A Canadian company that uses cloud computing may mitigate the risks in a few ways. First of all, it shall properly identify controlled technology and be sensitive to the data that it loads on the servers. If the company knows that some of the data may be controlled, and if the servers are located outside Canada, the easiest solution may be to segregate the information and keep it on a local server. Firewalls should be put in place to restrict access from outside of Canada. If a service provider is involved, some assurances of the location of the servers and security measures may have to be obtained, as well as an export permit if and when required. As for any compliance program, planning and training are keys.

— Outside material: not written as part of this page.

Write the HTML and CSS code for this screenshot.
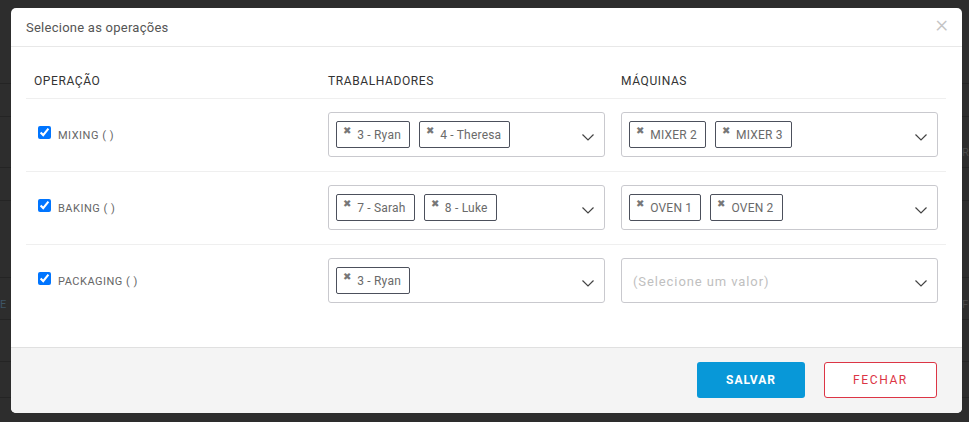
FILE: index.html
```html
<!DOCTYPE html>
<html lang="pt">
<head>
<meta charset="utf-8">
<title>Selecione as operações</title>
<link rel="stylesheet" href="styles.css">
</head>
<body>
<div class="page">
  <div class="bg-row h84"></div>
  <div class="bg-row h33"></div>
  <div class="bg-row h51"><span class="bg-text right">RE</span></div>
  <div class="bg-row h33"></div>
  <div class="bg-row h77"></div>
  <div class="bg-row h42"><span class="bg-text left">E</span><span class="bg-text right">F</span></div>
  <div class="bg-row h42"></div>
  <div class="bg-row h36"></div>
</div>

<div class="modal">
  <div class="modal-header">
    <span class="modal-title">Selecione as operações</span>
    <span class="modal-close">&times;</span>
  </div>
  <div class="modal-body">
    <div class="grid">
      <div class="row head">
        <div class="cell">OPERAÇÃO</div>
        <div class="cell">TRABALHADORES</div>
        <div class="cell">MÁQUINAS</div>
      </div>

      <div class="row">
        <div class="cell op"><label class="check"><input type="checkbox" checked> <span>MIXING ( )</span></label></div>
        <div class="cell">
          <div class="select">
            <div class="tags"><span class="tag"><span class="x">✖</span>3 - Ryan</span><span class="tag"><span class="x">✖</span>4 - Theresa</span></div>
            <span class="chev"><svg width="12" height="7" viewBox="0 0 12 7"><path d="M0.5 0.5 L6 6 L11.5 0.5" fill="none" stroke="#444" stroke-width="1.2"/></svg></span>
          </div>
        </div>
        <div class="cell">
          <div class="select">
            <div class="tags"><span class="tag"><span class="x">✖</span>MIXER 2</span><span class="tag"><span class="x">✖</span>MIXER 3</span></div>
            <span class="chev"><svg width="12" height="7" viewBox="0 0 12 7"><path d="M0.5 0.5 L6 6 L11.5 0.5" fill="none" stroke="#444" stroke-width="1.2"/></svg></span>
          </div>
        </div>
      </div>

      <div class="row">
        <div class="cell op"><label class="check"><input type="checkbox" checked> <span>BAKING ( )</span></label></div>
        <div class="cell">
          <div class="select">
            <div class="tags"><span class="tag"><span class="x">✖</span>7 - Sarah</span><span class="tag"><span class="x">✖</span>8 - Luke</span></div>
            <span class="chev"><svg width="12" height="7" viewBox="0 0 12 7"><path d="M0.5 0.5 L6 6 L11.5 0.5" fill="none" stroke="#444" stroke-width="1.2"/></svg></span>
          </div>
        </div>
        <div class="cell">
          <div class="select">
            <div class="tags"><span class="tag"><span class="x">✖</span>OVEN 1</span><span class="tag"><span class="x">✖</span>OVEN 2</span></div>
            <span class="chev"><svg width="12" height="7" viewBox="0 0 12 7"><path d="M0.5 0.5 L6 6 L11.5 0.5" fill="none" stroke="#444" stroke-width="1.2"/></svg></span>
          </div>
        </div>
      </div>

      <div class="row last">
        <div class="cell op"><label class="check"><input type="checkbox" checked> <span>PACKAGING ( )</span></label></div>
        <div class="cell">
          <div class="select">
            <div class="tags"><span class="tag"><span class="x">✖</span>3 - Ryan</span></div>
            <span class="chev"><svg width="12" height="7" viewBox="0 0 12 7"><path d="M0.5 0.5 L6 6 L11.5 0.5" fill="none" stroke="#444" stroke-width="1.2"/></svg></span>
          </div>
        </div>
        <div class="cell">
          <div class="select">
            <div class="tags"><span class="placeholder">(Selecione um valor)</span></div>
            <span class="chev"><svg width="12" height="7" viewBox="0 0 12 7"><path d="M0.5 0.5 L6 6 L11.5 0.5" fill="none" stroke="#444" stroke-width="1.2"/></svg></span>
          </div>
        </div>
      </div>
    </div>
  </div>
  <div class="modal-footer">
    <button class="btn btn-primary">SALVAR</button>
    <button class="btn btn-outline">FECHAR</button>
  </div>
</div>
</body>
</html>
```

FILE: styles.css
```css
* { box-sizing: border-box; }

html, body {
  margin: 0;
  padding: 0;
}

body {
  width: 969px;
  height: 422px;
  overflow: hidden;
  background: #2d2d2d;
  font-family: Roboto, "Liberation Sans", sans-serif;
  position: relative;
}

.page {
  display: flex;
  flex-direction: column;
}

.bg-row {
  border-bottom: 1px solid #242424;
  position: relative;
}
.h84 { height: 84px; }
.h33 { height: 33px; }
.h51 { height: 51px; }
.h77 { height: 77px; }
.h42 { height: 42px; }
.h36 { height: 36px; }

.bg-text {
  position: absolute;
  bottom: 8px;
  font-size: 13px;
  color: #3e5566;
}
.bg-text.left { left: 0; font-size: 11px; }
.bg-text.right { left: 962px; font-size: 11px; color: #4a4a4a; }

.modal {
  position: absolute;
  left: 11px;
  top: 8px;
  width: 951px;
  height: 405px;
  background: #fff;
  border-radius: 5px;
  overflow: hidden;
  display: flex;
  flex-direction: column;
}

.modal-header {
  height: 39px;
  border-bottom: 1px solid #e8e8e8;
  display: flex;
  align-items: center;
  justify-content: space-between;
  padding: 0 14px 0 15px;
}

.modal-title {
  font-size: 13px;
  color: #555;
  letter-spacing: 0.25px;
}

.modal-close {
  font-size: 24px;
  line-height: 1;
  color: #c4c4c4;
  font-weight: 300;
  margin-top: -6px;
}

.modal-body {
  flex: 1;
  padding: 15px 16px 0 15px;
}

.grid {
  display: flex;
  flex-direction: column;
}

.row {
  display: grid;
  grid-template-columns: 294px 293px 333px;
  height: 73px;
  border-bottom: 1px solid #efefef;
  align-items: start;
  padding-top: 13px;
}

.row.head {
  height: 37px;
  align-items: center;
  padding-top: 0;
}

.row.last {
  border-bottom: none;
  height: 72px;
}

.cell {
  padding: 0 8px;
}

.head .cell {
  font-size: 12px;
  color: #333;
  letter-spacing: 0.6px;
  padding-top: 1px;
}

.op {
  align-self: center;
  margin-top: -13px;
}

.check {
  display: flex;
  align-items: center;
  font-size: 11px;
  color: #666;
  letter-spacing: 0.5px;
}

.check input {
  width: 13px;
  height: 13px;
  margin: 0 7px 0 4px;
  position: relative;
  top: -3px;
  accent-color: #0075ff;
}

.select {
  height: 45px;
  border: 1px solid #c9c9ce;
  border-radius: 3px;
  display: flex;
  align-items: center;
  justify-content: space-between;
  padding: 0 10px 0 7px;
}

.tags {
  display: flex;
  align-items: center;
  gap: 9px;
}

.tag {
  height: 27px;
  border: 1px solid #4c505c;
  border-radius: 2px;
  display: flex;
  align-items: center;
  padding: 0 8px 0 6px;
  font-size: 12px;
  color: #6a6a6a;
  letter-spacing: 0.2px;
  position: relative;
}

.tag .x {
  font-size: 10px;
  color: #777;
  margin-right: 6px;
  position: relative;
  top: -4px;
}

.placeholder {
  font-size: 13px;
  color: #c0c0c0;
  letter-spacing: 0.9px;
  padding-left: 4px;
  padding-top: 2px;
}

.chev {
  display: flex;
  padding-top: 5px;
}

.modal-footer {
  height: 66px;
  border-top: 1px solid #e0e0e0;
  background: #f4f4f4;
  display: flex;
  align-items: flex-start;
  justify-content: flex-end;
  gap: 19px;
  padding: 14px 25px 0 0;
}

.btn {
  height: 36px;
  border-radius: 3px;
  font-family: Roboto, "Liberation Sans", sans-serif;
  font-size: 12px;
  cursor: pointer;
}

.btn-primary {
  width: 108px;
  background: #0898d8;
  border: none;
  color: #fff;
  font-weight: 700;
  letter-spacing: 1px;
}

.btn-outline {
  width: 113px;
  background: #fff;
  border: 1px solid #dc3545;
  color: #dc3545;
  letter-spacing: 1.6px;
}
```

Cloud computing does not create new legal issues, but it multiplies the risk of non-compliance with existing rules, including those that relate to exports. The issues relating to privacy issues are another example of non-compliance risk exacerbated by cloud computing. Companies must put in place processes and policies to prevent the risks, taking into consideration their specifi c objectives and constraints. Getting proper technical and legal advice in putting such rules in place is essential.